From 2015 through 2019 Wade directed all five years of the American Roots Music Program at Colorado's Rocky Ridge Music Center. In November 2019, Academy Award-winning producer and director Paul Wagner completed a short film on The Beautiful Music All Around Us.

==Selected discography==
- Hands on the Tune Patuxent Music Patuxent CD-369 (2023)
- A Storyteller's Story: Sources of Banjo Dancing Patuxent Music Patuxent CD-333 (2019)
- Americana Concert: Alan Jabbour and Stephen Wade at the Library of Congress Patuxent Music Patuxent CD-308 (2017).
- Across the Amerikee: Showpieces from Coal Camp to Cattle Trail. Smithsonian Folkways SFW 40223 (2017).
- Banjo Diary: Lessons from Tradition. Smithsonian Folkways SFW 40208 (2012).
- Dancing In the Parlor. County COCD 2721 (1997).
- Dancing Home. Flying Fish FF 70543 (1990).

Also:
- Various artists, On Top of Old Smoky: New Old-Time Smoky Mountain Music. Great Smoky Mountains Association (2016). Performer.

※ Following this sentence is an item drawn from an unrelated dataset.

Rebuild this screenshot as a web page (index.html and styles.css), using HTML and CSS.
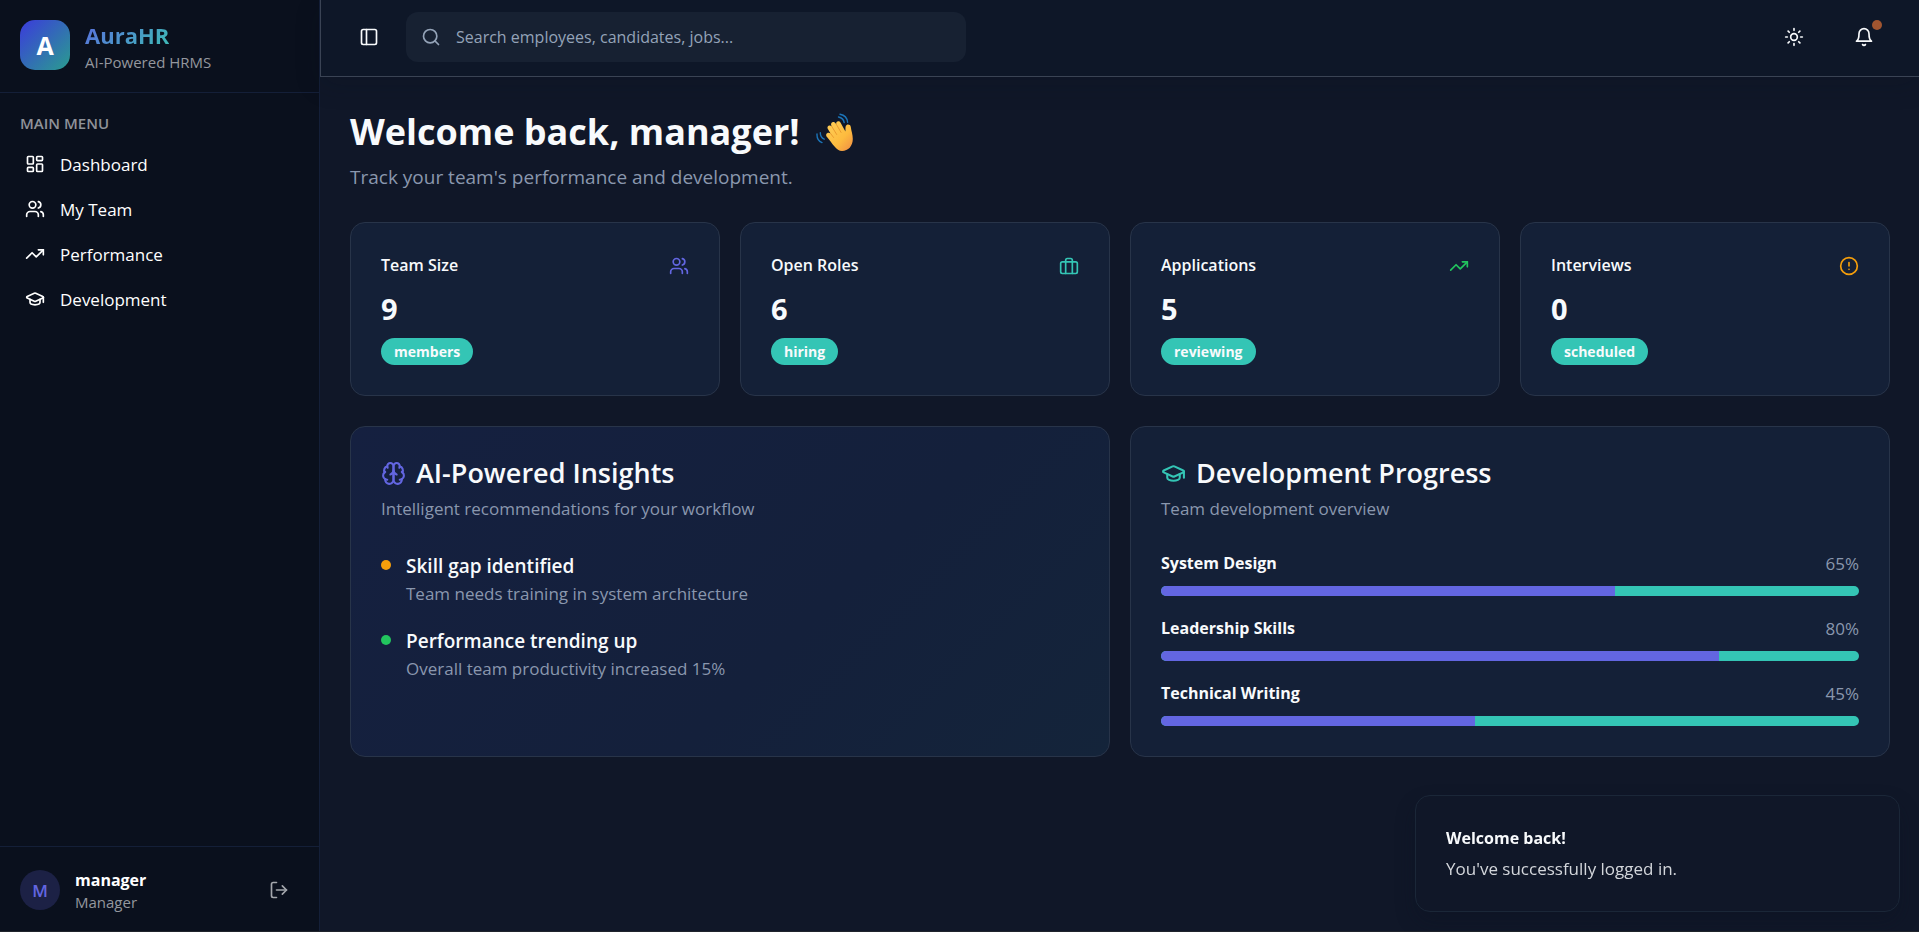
FILE: index.html
```html
<!DOCTYPE html>
<html lang="en">
<head>
<meta charset="utf-8">
<meta name="viewport" content="width=device-width, initial-scale=1">
<title>AuraHR</title>
<link rel="stylesheet" href="styles.css">
</head>
<body>
<svg class="sprite" aria-hidden="true">
  <symbol id="i-users" viewBox="0 0 24 24"><path d="M16 21v-2a4 4 0 0 0-4-4H6a4 4 0 0 0-4 4v2"/><circle cx="9" cy="7" r="4"/><path d="M22 21v-2a4 4 0 0 0-3-3.87"/><path d="M16 3.13a4 4 0 0 1 0 7.75"/></symbol>
  <symbol id="i-trend" viewBox="0 0 24 24"><polyline points="22 7 13.5 15.5 8.5 10.5 2 17"/><polyline points="16 7 22 7 22 13"/></symbol>
  <symbol id="i-cap" viewBox="0 0 24 24"><path d="M21.42 10.922a1 1 0 0 0-.019-1.838L12.83 5.18a2 2 0 0 0-1.66 0L2.6 9.08a1 1 0 0 0 0 1.832l8.57 3.908a2 2 0 0 0 1.66 0z"/><path d="M22 10v6"/><path d="M6 12.5V16a6 3 0 0 0 12 0v-3.5"/></symbol>
</svg>
<div class="app">
  <aside class="sidebar">
    <div class="brand">
      <div class="logo">A</div>
      <div>
        <div class="brand-name">AuraHR</div>
        <div class="brand-sub">AI-Powered HRMS</div>
      </div>
    </div>
    <nav class="menu">
      <h2 class="menu-title">MAIN MENU</h2>
      <a class="menu-item" href="#"><svg class="icon" viewBox="0 0 24 24"><rect width="7" height="9" x="3" y="3" rx="1"/><rect width="7" height="5" x="14" y="3" rx="1"/><rect width="7" height="9" x="14" y="12" rx="1"/><rect width="7" height="5" x="3" y="16" rx="1"/></svg>Dashboard</a>
      <a class="menu-item" href="#"><svg class="icon"><use href="#i-users"/></svg>My Team</a>
      <a class="menu-item" href="#"><svg class="icon"><use href="#i-trend"/></svg>Performance</a>
      <a class="menu-item" href="#"><svg class="icon"><use href="#i-cap"/></svg>Development</a>
    </nav>
    <div class="account">
      <div class="avatar">M</div>
      <div class="account-text">
        <div class="account-name">manager</div>
        <div class="account-role">Manager</div>
      </div>
      <button class="icon-button logout" aria-label="Log out"><svg class="icon" viewBox="0 0 24 24"><path d="M9 21H5a2 2 0 0 1-2-2V5a2 2 0 0 1 2-2h4"/><polyline points="16 17 21 12 16 7"/><line x1="21" x2="9" y1="12" y2="12"/></svg></button>
    </div>
  </aside>
  <div class="main">
    <header class="topbar">
      <button class="icon-button" aria-label="Toggle sidebar"><svg class="icon" viewBox="0 0 24 24"><rect width="18" height="18" x="3" y="3" rx="2"/><path d="M9 3v18"/></svg></button>
      <label class="search">
        <svg class="icon" viewBox="0 0 24 24"><circle cx="11" cy="11" r="8"/><path d="m21 21-4.3-4.3"/></svg>
        <input type="text" aria-label="Search" placeholder="Search employees, candidates, jobs...">
      </label>
      <div class="actions">
        <button class="icon-button" aria-label="Switch theme"><svg class="icon" viewBox="0 0 24 24"><circle cx="12" cy="12" r="4"/><path d="M12 2v2"/><path d="M12 20v2"/><path d="m4.93 4.93 1.41 1.41"/><path d="m17.66 17.66 1.41 1.41"/><path d="M2 12h2"/><path d="M20 12h2"/><path d="m6.34 17.66-1.41 1.41"/><path d="m19.07 4.93-1.41 1.41"/></svg></button>
        <button class="icon-button bell" aria-label="Notifications"><svg class="icon" viewBox="0 0 24 24"><path d="M6 8a6 6 0 0 1 12 0c0 7 3 9 3 9H3s3-2 3-9"/><path d="M10.3 21a1.94 1.94 0 0 0 3.4 0"/></svg><span class="bell-dot"></span></button>
      </div>
    </header>
    <main class="content">
      <div class="intro">
        <h1 class="welcome">Welcome back, manager!
          <svg class="wave" viewBox="0 0 38 38" role="img" aria-label="Waving hand">
            <defs><linearGradient id="skin" x1="0" y1="0" x2="1" y2="1"><stop offset="0" stop-color="#ffd05a"/><stop offset=".6" stop-color="#fdbb3e"/><stop offset="1" stop-color="#ef8b45"/></linearGradient></defs>
            <g fill="none" stroke="#1b74b8" stroke-width="1.4" stroke-linecap="round"><path d="M24 1.200c4.200.800 7.200 3.600 7.600 8"/><path d="M22.500 4c3.200.600 5.200 2.600 5.700 5.600"/><path d="M1 21c-.2 4 1.500 7.200 5 8.600"/><path d="M4.300 19.800c0 3 1.200 5.200 3.900 6.400"/></g>
            <path fill="url(#skin)" d="M11.200 24.200c-2.800-2.900.600-6 3.400-3.700l-2.700-4.600c-1.500-2.800 1.900-4.900 3.900-2.400l-.5-1c-1.300-3.100 2.300-5 4.200-2.300l.8 1.100c-.8-3 2.700-4.200 4.300-1.600l4.800 8.700c.2-2-.2-3.700.4-5.300.9-2.500 4.600-1.900 5 .8.500 4 2 7.500 2 12.100 0 7-4.600 12-10.700 12-5.700 0-10-8-14.900-13.800z"/>
            <g fill="none" stroke="#e8962c" stroke-width=".9" stroke-linecap="round"><path d="m15.800 13.500 4.900 8"/><path d="m20.300 11.300 4.800 8.200"/><path d="m14.600 20.500 3 4"/></g>
          </svg>
        </h1>
        <p class="lead">Track your team's performance and development.</p>
      </div>
      <section class="stats">
        <article class="card stat">
          <div class="stat-head"><h3 class="stat-label">Team Size</h3><svg class="icon indigo"><use href="#i-users"/></svg></div>
          <div class="stat-value">9</div>
          <span class="badge">members</span>
        </article>
        <article class="card stat">
          <div class="stat-head"><h3 class="stat-label">Open Roles</h3><svg class="icon teal" viewBox="0 0 24 24"><rect width="20" height="14" x="2" y="7" rx="2"/><path d="M16 21V5a2 2 0 0 0-2-2h-4a2 2 0 0 0-2 2v16"/></svg></div>
          <div class="stat-value">6</div>
          <span class="badge">hiring</span>
        </article>
        <article class="card stat">
          <div class="stat-head"><h3 class="stat-label">Applications</h3><svg class="icon green"><use href="#i-trend"/></svg></div>
          <div class="stat-value">5</div>
          <span class="badge">reviewing</span>
        </article>
        <article class="card stat">
          <div class="stat-head"><h3 class="stat-label">Interviews</h3><svg class="icon amber" viewBox="0 0 24 24"><circle cx="12" cy="12" r="10"/><line x1="12" x2="12" y1="8" y2="12"/><line x1="12" x2="12.010" y1="16" y2="16"/></svg></div>
          <div class="stat-value">0</div>
          <span class="badge">scheduled</span>
        </article>
      </section>
      <section class="panels">
        <article class="card panel insights">
          <h2 class="panel-title"><svg class="icon large indigo" viewBox="0 0 24 24"><path d="M12 5a3 3 0 1 0-5.997.125 4 4 0 0 0-2.526 5.770 4 4 0 0 0 .556 6.588A4 4 0 1 0 12 18Z"/><path d="M12 5a3 3 0 1 1 5.997.125 4 4 0 0 1 2.526 5.770 4 4 0 0 1-.556 6.588A4 4 0 1 1 12 18Z"/><path d="M15 13a4.500 4.500 0 0 1-3-4 4.500 4.500 0 0 1-3 4"/><path d="M17.599 6.500a3 3 0 0 0 .399-1.375"/><path d="M6.003 5.125A3 3 0 0 0 6.401 6.500"/><path d="M3.477 10.896a4 4 0 0 1 .585-.396"/><path d="M19.938 10.500a4 4 0 0 1 .585.396"/><path d="M6 18a4 4 0 0 1-1.967-.516"/><path d="M19.967 17.484A4 4 0 0 1 18 18"/></svg>AI-Powered Insights</h2>
          <p class="panel-sub">Intelligent recommendations for your workflow</p>
          <ul class="insight-list">
            <li class="insight"><span class="dot dot-amber"></span><div><h3 class="insight-title">Skill gap identified</h3><p class="insight-text">Team needs training in system architecture</p></div></li>
            <li class="insight"><span class="dot dot-green"></span><div><h3 class="insight-title">Performance trending up</h3><p class="insight-text">Overall team productivity increased 15%</p></div></li>
          </ul>
        </article>
        <article class="card panel">
          <h2 class="panel-title"><svg class="icon large teal"><use href="#i-cap"/></svg>Development Progress</h2>
          <p class="panel-sub">Team development overview</p>
          <div class="skills">
            <div class="skill"><div class="skill-row"><span class="skill-name">System Design</span><span class="skill-value">65%</span></div><div class="bar"><div class="bar-fill" style="width:65%"></div></div></div>
            <div class="skill"><div class="skill-row"><span class="skill-name">Leadership Skills</span><span class="skill-value">80%</span></div><div class="bar"><div class="bar-fill" style="width:80%"></div></div></div>
            <div class="skill"><div class="skill-row"><span class="skill-name">Technical Writing</span><span class="skill-value">45%</span></div><div class="bar"><div class="bar-fill" style="width:45%"></div></div></div>
          </div>
        </article>
      </section>
    </main>
  </div>
  <div class="toast" role="status">
    <div class="toast-title">Welcome back!</div>
    <div class="toast-text">You've successfully logged in.</div>
  </div>
</div>
</body>
</html>
```
FILE: styles.css
```css
* { box-sizing: border-box; }
body, h1, h2, h3, p, ul { margin: 0; padding: 0; }
body {
  background: #101728;
  color: #f8fafc;
  font: 400 17px/25px "Open Sans", "Noto Sans", sans-serif;
}
button, input { font: inherit; color: inherit; background: none; border: 0; padding: 0; }
.sprite { display: none; }
.app { display: flex; min-height: 100vh; border-bottom: 1px solid #20242c; }
.icon {
  width: 20px;
  height: 20px;
  flex: none;
  fill: none;
  stroke: currentColor;
  stroke-width: 2;
  stroke-linecap: round;
  stroke-linejoin: round;
}
.icon.large { width: 25px; height: 25px; }
.indigo { color: #6366e1; }
.teal { color: #34c5b5; }
.green { color: #22c55e; }
.amber { color: #f59e0b; }
.icon-button { display: grid; place-items: center; width: 50px; height: 50px; border-radius: 12px; }

.sidebar {
  display: flex;
  flex: none;
  flex-direction: column;
  width: 320px;
  background: #0a101d;
  border-right: 1px solid #141f38;
}
.brand { display: flex; align-items: flex-start; gap: 15px; padding: 20px 20px 19px; border-bottom: 1px solid #141f38; }
.logo {
  display: grid;
  place-items: center;
  width: 50px;
  height: 50px;
  border-radius: 15px;
  background: linear-gradient(135deg, #3b3bdc, #2a9d8f);
  color: #fff;
  font-size: 25px;
  font-weight: 700;
}
.brand-name {
  width: max-content;
  font-size: 22px;
  font-weight: 700;
  line-height: 31px;
  background: linear-gradient(135deg, #5b6ee0, #3cbcb4);
  background-clip: text;
  color: transparent;
}
.brand-sub { font-size: 15px; line-height: 22px; color: #94979e; }
.menu { display: flex; flex: 1; flex-direction: column; gap: 5px; padding: 10px; }
.menu-title { padding: 8px 10px 4px; font-size: 15px; font-weight: 600; line-height: 24px; color: #8f9299; }
.menu-item { display: flex; align-items: center; gap: 15px; height: 40px; padding: 0 15px; color: #fff; text-decoration: none; }
.account { display: flex; align-items: center; gap: 15px; padding: 21px 20px 19px; border-top: 1px solid #141f38; }
.avatar { display: grid; place-items: center; width: 40px; height: 40px; border-radius: 50%; background: #1c2145; color: #6366e1; font-weight: 600; }
.account-text { flex: 1; }
.account-name { font-size: 16px; font-weight: 700; line-height: 24px; color: #fff; }
.account-role { font-size: 15px; line-height: 20px; color: #94979e; }
.logout { width: 40px; height: 40px; color: #a3a6ac; }

.main { flex: 1; min-width: 0; }
.topbar {
  display: flex;
  align-items: center;
  height: 77px;
  padding: 0 30px 2px 23px;
  background: #0e1728;
  border: solid #3a4354;
  border-width: 0 0 1px 1px;
  box-shadow: 0 8px 24px #0c122033;
}
.search {
  display: flex;
  align-items: center;
  gap: 15px;
  width: 560px;
  height: 50px;
  margin-left: 12px;
  padding: 0 15px;
  border-radius: 12px;
  background: #172132;
  color: #94a3b8;
}
.search input { flex: 1; min-width: 0; outline: 0; font-size: 16px; line-height: 25px; }
.search input::placeholder { color: #94a3b8; opacity: 1; }
.actions { display: flex; gap: 20px; margin-left: auto; }
.bell { position: relative; }
.bell-dot { position: absolute; top: 8px; right: 7px; width: 10px; height: 10px; border-radius: 50%; background: #a05530; }

.content { display: grid; gap: 30px; padding: 30px 29px 30px 30px; }
.welcome { display: flex; align-items: center; gap: 16px; font-size: 36px; font-weight: 700; line-height: 50px; }
.wave { width: 38px; height: 38px; }
.lead { margin-top: 5px; font-size: 19px; line-height: 30px; color: #8a97ae; }
.card { border: 1px solid #283449; border-radius: 15px; background: #142037; }
.stats { display: grid; grid-template-columns: repeat(4, 1fr); gap: 20px; }
.stat { padding: 30px; }
.stat-head { display: flex; align-items: center; justify-content: space-between; }
.stat-label { font-size: 16px; font-weight: 600; line-height: 25px; }
.stat-value { margin-top: 11px; font-size: 29px; font-weight: 700; line-height: 40px; }
.badge { display: block; width: max-content; margin-top: 9px; padding: 0 13px; border-radius: 14px; background: #34c5b5; font-size: 14px; font-weight: 700; line-height: 27px; }
.panels { display: grid; grid-template-columns: repeat(2, 1fr); gap: 20px; }
.panel { padding: 30px; }
.insights { background: linear-gradient(135deg, #152040, #14203b 60%, #14243a); }
.panel-title { display: flex; align-items: center; gap: 10px; font-size: 27px; font-weight: 600; line-height: 32px; }
.panel-sub { margin-top: 7px; font-size: 17px; color: #8a97ae; }
.insight-list { display: grid; gap: 20px; margin-top: 30px; list-style: none; }
.insight { display: flex; gap: 15px; }
.dot { flex: none; width: 10px; height: 10px; margin-top: 9px; border-radius: 50%; }
.dot-amber { background: #f59e0b; }
.dot-green { background: #22c55e; }
.insight-title { font-size: 19px; font-weight: 600; line-height: 30px; }
.insight-text { color: #8a97ae; }
.skills { display: grid; gap: 20px; margin-top: 30px; }
.skill-row { display: flex; justify-content: space-between; }
.skill-name { font-size: 16px; font-weight: 700; }
.skill-value { color: #8a97ae; }
.bar { height: 10px; margin-top: 10px; overflow: hidden; border-radius: 5px; background: #34c5b5; }
.bar-fill { height: 100%; background: #6366e1; }

.toast {
  position: fixed;
  right: 19px;
  bottom: 20px;
  width: 485px;
  padding: 30px;
  border: 1px solid #1b2738;
  border-radius: 15px;
  background: #101728;
  box-shadow: 0 10px 20px #0c122055;
}
.toast-title { font-size: 16px; font-weight: 700; }
.toast-text { margin-top: 5px; color: #d3d6db; }
```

- Various artists, The Patuxent Banjo Project: The Best of Washington, DC, Baltimore, MD, Northern VA, and Southern PA. Patuxent CD 250 (2014). Performer.
- Hobart Smith, In Sacred Trust: The 1963 Fleming Brown Tapes. Smithsonian Folkways SFW 40141 (2005). Producer and annotator.
- Tony Ellis, Sounds Like Bluegrass to Me. Copper Creek 0174 (1999). Producer and annotator.
- Various artists, Black Appalachia. Rounder CD 1823 (1999). Annotator.
- Various artists, A Treasury of Library of Congress Field Recordings. Rounder CD 1500 (1997). Producer and annotator.
- Various artists, The Art of the Banjo. Sonoton SCB 248 (1997). Producer, annotator, and performer.
- Tony Ellis, Farewell My Home. Flying Fish FF 70620 (1993). Producer and annotator.
- Various artists, Authentic America, Vols. I and II. Sonoton SAS 036 and SAS 037 (1990). Producer, annotator, and performer.
- Tony Ellis, Dixie Banner. Flying Fish FF 444 (1987). Producer, annotator, and performer.
- Fleming Brown, Little Rosewood Casket and Other Songs of Joy. Merrywang 1953 (1984). Producer and annotator.